CAPE TOWN CITY v SOUTH AFRICAN NATIONAL ROADS AUTHORITY AND OTHERS 2015 (3) SA 386 (SCA) A
Constitutional law — Constitution — Foundational values — Rule of law — Open justice —
Court records by default open to public — Departure from rule permissible only where justified by exceptional circumstances
— ‘Implied undertaking rule’, viz that party to whom documents disclosed may not make collateral use of them, inconsistent with open justice rule — Hence not part of South African law.
Discovery and inspection — Production of documents — Implied undertaking rule — Party to whom documents disclosed will not use them for collateral or ulterior purpose — Rule inconsistent with constitutional principle of open justice and hence not part of South African law.

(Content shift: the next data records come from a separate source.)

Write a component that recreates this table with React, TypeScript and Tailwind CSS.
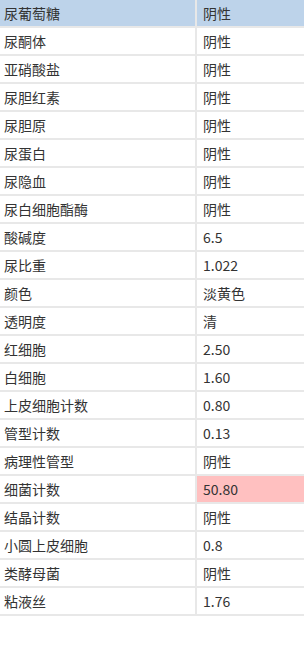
import React from 'react';

const rows: [string, string][] = [
  ['尿葡萄糖', '阴性'],
  ['尿酮体', '阴性'],
  ['亚硝酸盐', '阴性'],
  ['尿胆红素', '阴性'],
  ['尿胆原', '阴性'],
  ['尿蛋白', '阴性'],
  ['尿隐血', '阴性'],
  ['尿白细胞酯酶', '阴性'],
  ['酸碱度', '6.5'],
  ['尿比重', '1.022'],
  ['颜色', '淡黄色'],
  ['透明度', '清'],
  ['红细胞', '2.50'],
  ['白细胞', '1.60'],
  ['上皮细胞计数', '0.80'],
  ['管型计数', '0.13'],
  ['病理性管型', '阴性'],
  ['细菌计数', '50.80'],
  ['结晶计数', '阴性'],
  ['小圆上皮细胞', '0.8'],
  ['类酵母菌', '阴性'],
  ['粘液丝', '1.76'],
];

// 异常值高亮
const abnormal = new Set(['细菌计数']);

export default function App() {
  return (
    <div
      className="w-[304px] h-[659px] bg-white text-[14px] text-[#333]"
      style={{ fontFamily: '"Microsoft YaHei", "Noto Sans CJK SC", sans-serif' }}
    >
      {rows.map(([name, value], i) => (
        <div
          key={name}
          className={`flex h-[28px] border-b-2 border-[#e8e8e8] ${i === 0 ? 'bg-[#bdd3ea]' : ''}`}
        >
          <div className="w-[195px] pl-[4px] flex items-center leading-none">{name}</div>
          <div
            className={`flex-1 border-l-2 border-[#e8e8e8] pl-[6px] flex items-center leading-none ${
              abnormal.has(name) ? 'bg-[#ffc0c0]' : ''
            }`}
          >
            {value}
          </div>
        </div>
      ))}
    </div>
  );
}
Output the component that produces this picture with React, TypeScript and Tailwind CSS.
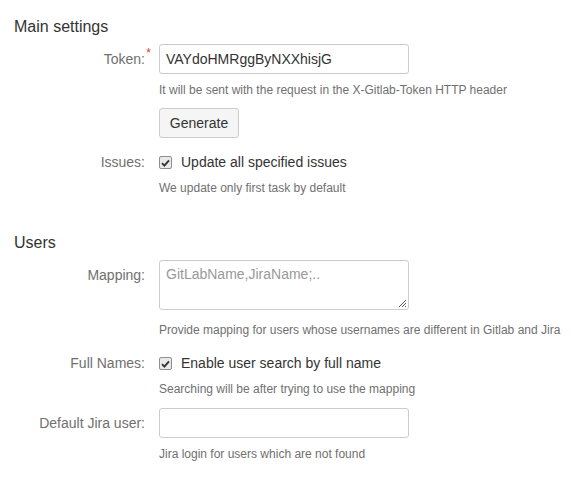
import React from "react";

function Check() {
  return (
    <span className="inline-flex items-center justify-center w-[13px] h-[13px] border border-[#8f8f8f] rounded-[2px] bg-[#e9e9e9] shrink-0">
      <svg width="9" height="8" viewBox="0 0 9 8">
        <path d="M1 4.2 L3.4 6.6 L8 1.4" stroke="#333" strokeWidth="1.9" fill="none" />
      </svg>
    </span>
  );
}

function Row({ label, required, children, align = "center" }: { label: string; required?: boolean; children: React.ReactNode; align?: string }) {
  return (
    <div className={"flex " + (align === "top" ? "items-start" : "items-center")}>
      <div className={"w-[131px] shrink-0 text-right text-[14px] text-[#707070] relative " + (align === "top" ? "pt-[5px]" : "")}>
        {label}
        {required && <span className="absolute -right-[6px] -top-[5px] text-[#d04437] text-[12px]">*</span>}
      </div>
      <div className="ml-[14px]">{children}</div>
    </div>
  );
}

const help = "ml-[145px] text-[12px] leading-[14px] text-[#707070] whitespace-nowrap";

export default function App() {
  return (
    <div className="w-[575px] h-[482px] bg-white text-[#333] px-[14px]" style={{ fontFamily: '"Liberation Sans", Arial, sans-serif' }}>
      <h2 className="text-[16px] leading-[20px] pt-[17px] text-[#333]">Main settings</h2>
      <div className="mt-[7px]">
        <Row label="Token:" required>
          <div className="w-[250px] h-[30px] border border-[#ccc] rounded-[3px] px-[6px] flex items-center text-[14px] text-[#333]">
            VAYdoHMRggByNXXhisjG
          </div>
        </Row>
        <div className={help + " mt-[9px]"}>It will be sent with the request in the X-Gitlab-Token HTTP header</div>
        <div className="ml-[145px] mt-[11px] w-[80px] h-[30px] border border-[#ccc] rounded-[3px] bg-[#f5f5f5] flex items-center justify-center text-[14px] text-[#333]">Generate</div>
        <div className="mt-[14px]">
          <Row label="Issues:">
            <div className="flex items-center gap-[9px] text-[14px] text-[#333]">
              <Check />
              <span>Update all specified issues</span>
            </div>
          </Row>
        </div>
        <div className={help + " mt-[8px]"}>We update only first task by default</div>
      </div>

      <h2 className="text-[16px] leading-[20px] mt-[38px] text-[#333]">Users</h2>
      <div className="mt-[7px]">
        <Row label="Mapping:" align="top">
          <div className="relative w-[250px] h-[50px] border border-[#ccc] rounded-[3px] px-[6px] pt-[3px] text-[14px] text-[#999]">
            GitLabName,JiraName;..
            <svg className="absolute right-[1px] bottom-[1px]" width="9" height="9" viewBox="0 0 9 9">
              <path d="M8 1 L1 8 M8 4 L4 8 M8 7 L7 8" stroke="#555" strokeWidth="1" />
            </svg>
          </div>
        </Row>
        <div className={help + " mt-[13px]"}>Provide mapping for users whose usernames are different in Gitlab and Jira</div>
        <div className="mt-[16px]">
          <Row label="Full Names:">
            <div className="flex items-center gap-[9px] text-[14px] text-[#333]">
              <Check />
              <span>Enable user search by full name</span>
            </div>
          </Row>
        </div>
        <div className={help + " mt-[8px]"}>Searching will be after trying to use the mapping</div>
        <div className="mt-[12px]">
          <Row label="Default Jira user:">
            <div className="w-[250px] h-[30px] border border-[#ccc] rounded-[3px]"></div>
          </Row>
        </div>
        <div className={help + " mt-[9px]"}>Jira login for users which are not found</div>
      </div>
    </div>
  );
}
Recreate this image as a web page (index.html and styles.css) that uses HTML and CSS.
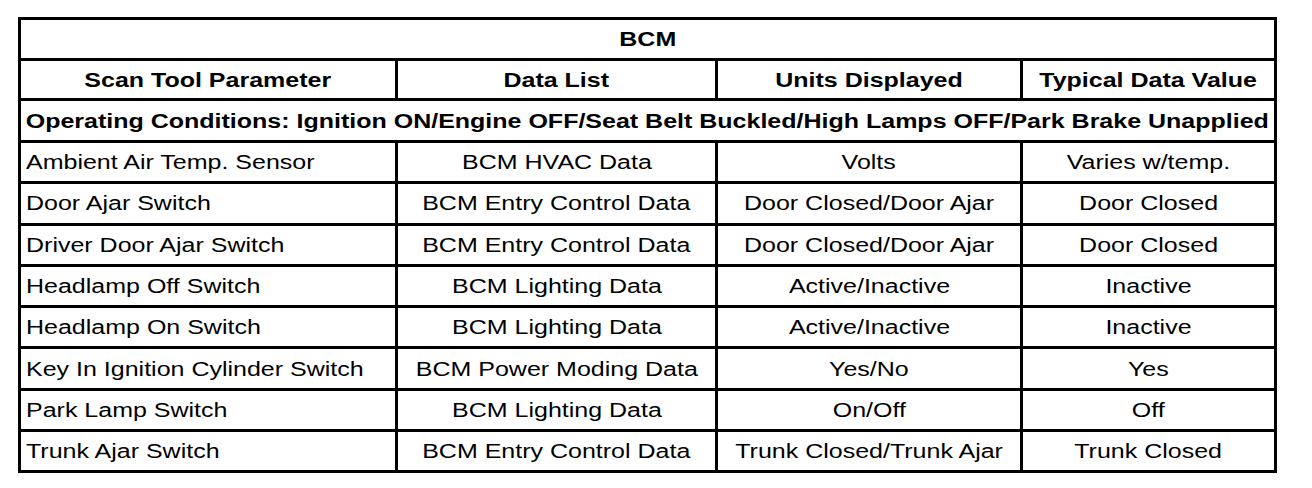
FILE: index.html
```html
<!DOCTYPE html>
<html>
<head>
<meta charset="utf-8">
<link rel="stylesheet" href="styles.css">
</head>
<body>
<table class="bcm">
  <colgroup>
    <col class="c1"><col class="c2"><col class="c3"><col class="c4">
  </colgroup>
  <tr class="title"><th colspan="4"><span>BCM</span></th></tr>
  <tr class="head">
    <th><span>Scan Tool Parameter</span></th>
    <th><span>Data List</span></th>
    <th><span>Units Displayed</span></th>
    <th><span>Typical Data Value</span></th>
  </tr>
  <tr class="cond"><th colspan="4"><span>Operating Conditions: Ignition ON/Engine OFF/Seat Belt Buckled/High Lamps OFF/Park Brake Unapplied</span></th></tr>
  <tr><td><span>Ambient Air Temp. Sensor</span></td><td><span>BCM HVAC Data</span></td><td><span>Volts</span></td><td><span>Varies w/temp.</span></td></tr>
  <tr><td><span>Door Ajar Switch</span></td><td><span>BCM Entry Control Data</span></td><td><span>Door Closed/Door Ajar</span></td><td><span>Door Closed</span></td></tr>
  <tr><td><span>Driver Door Ajar Switch</span></td><td><span>BCM Entry Control Data</span></td><td><span>Door Closed/Door Ajar</span></td><td><span>Door Closed</span></td></tr>
  <tr><td><span>Headlamp Off Switch</span></td><td><span>BCM Lighting Data</span></td><td><span>Active/Inactive</span></td><td><span>Inactive</span></td></tr>
  <tr><td><span>Headlamp On Switch</span></td><td><span>BCM Lighting Data</span></td><td><span>Active/Inactive</span></td><td><span>Inactive</span></td></tr>
  <tr><td><span>Key In Ignition Cylinder Switch</span></td><td><span>BCM Power Moding Data</span></td><td><span>Yes/No</span></td><td><span>Yes</span></td></tr>
  <tr><td><span>Park Lamp Switch</span></td><td><span>BCM Lighting Data</span></td><td><span>On/Off</span></td><td><span>Off</span></td></tr>
  <tr><td><span>Trunk Ajar Switch</span></td><td><span>BCM Entry Control Data</span></td><td><span>Trunk Closed/Trunk Ajar</span></td><td><span>Trunk Closed</span></td></tr>
</table>
</body>
</html>
```
FILE: styles.css
```css
html, body {
  margin: 0;
  padding: 0;
  background: #fff;
}
body {
  padding: 17px 0 0 18px;
  font-family: "Liberation Sans", Arial, sans-serif;
  color: #000;
}
.bcm {
  border-collapse: collapse;
  table-layout: fixed;
  width: 1256px;
  font-size: 20px;
}
.c1 { width: 377px; }
.c2 { width: 320px; }
.c3 { width: 305px; }
.c4 { width: 254px; }
.bcm th, .bcm td {
  border: 3px solid #000;
  padding: 0 4px;
  box-sizing: border-box;
  white-space: nowrap;
  text-align: center;
  vertical-align: middle;
  line-height: 22px;
}
.bcm th span, .bcm td span {
  display: inline-block;
  transform: scaleX(1.25);
  transform-origin: center;
}
.bcm th { font-weight: bold; }
.bcm td:first-child { text-align: left; padding-left: 5px; }
.bcm td:first-child span { transform-origin: left center; }
.title th { height: 41px; }
.head th { height: 40px; }
.cond th { height: 42px; padding: 0; }
.bcm tr td { height: 41.3px; }
```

Sanral (the state road authority) and the City of Cape Town were involved in a legal battle about the future tolling of certain Western Cape roads. When the city applied for a rule 53 review of Sanral’s decision to award a road-construction tender, Sanral sought to suppress publication of part of the record on the ground that it was ‘confidential’. When the City objected, citing public interest in the matter, Sanral approached the Western Cape Division, Cape Town, for an interdict barring the City from publishing the ‘confidential’ information. The High Court found that while Sanral failed to establish confidentiality, publication of the record was nonetheless barred by the ‘implied undertaking rule’. The rule — which the High Court said was part of South African law and aimed at the protection of the right to privacy — prohibited parties from using discovered documents for ‘collateral’ purposes (ie for the purposes other than the litigation in question). The High Court also relied on rule 62(7), which it said buttressed the implied undertaking rule by requiring a direct legal interest in the case for access to the record to be granted. The result was that the record was closed pending the hearing of the review application. In an appeal the SCA —
Held: The principle of open justice — that courts must be open to the public — was venerable and constitutionally entrenched. Openness, not secrecy, was the default position under the Constitution, and deviations from the norm had to be justified. Since the right to open justice axiomatically included the right of access to court files, the implied undertaking rule was unconstitutional and not part of South African law. Hence it could not be used to bar access to the rule 53 record. The High Court’s invocation of a privacy interest on the part of a public body like Sanral was, moreover, problematic. Rule 62(7), which was a technical provision not intended to curtail substantive rights, likewise had to be read in conformity with the principle of open justice so as to allow anyone interested in the case access to the court file. The High Court’s use of the implied undertaking rule and rule 62(7) to effectively seal the rule 53 record was inconsistent with the principle of open justice and could not be endorsed, particularly in view of the fundamental importance of public accountability in the present proceedings. Appeal upheld and Sanral’s application dismissed.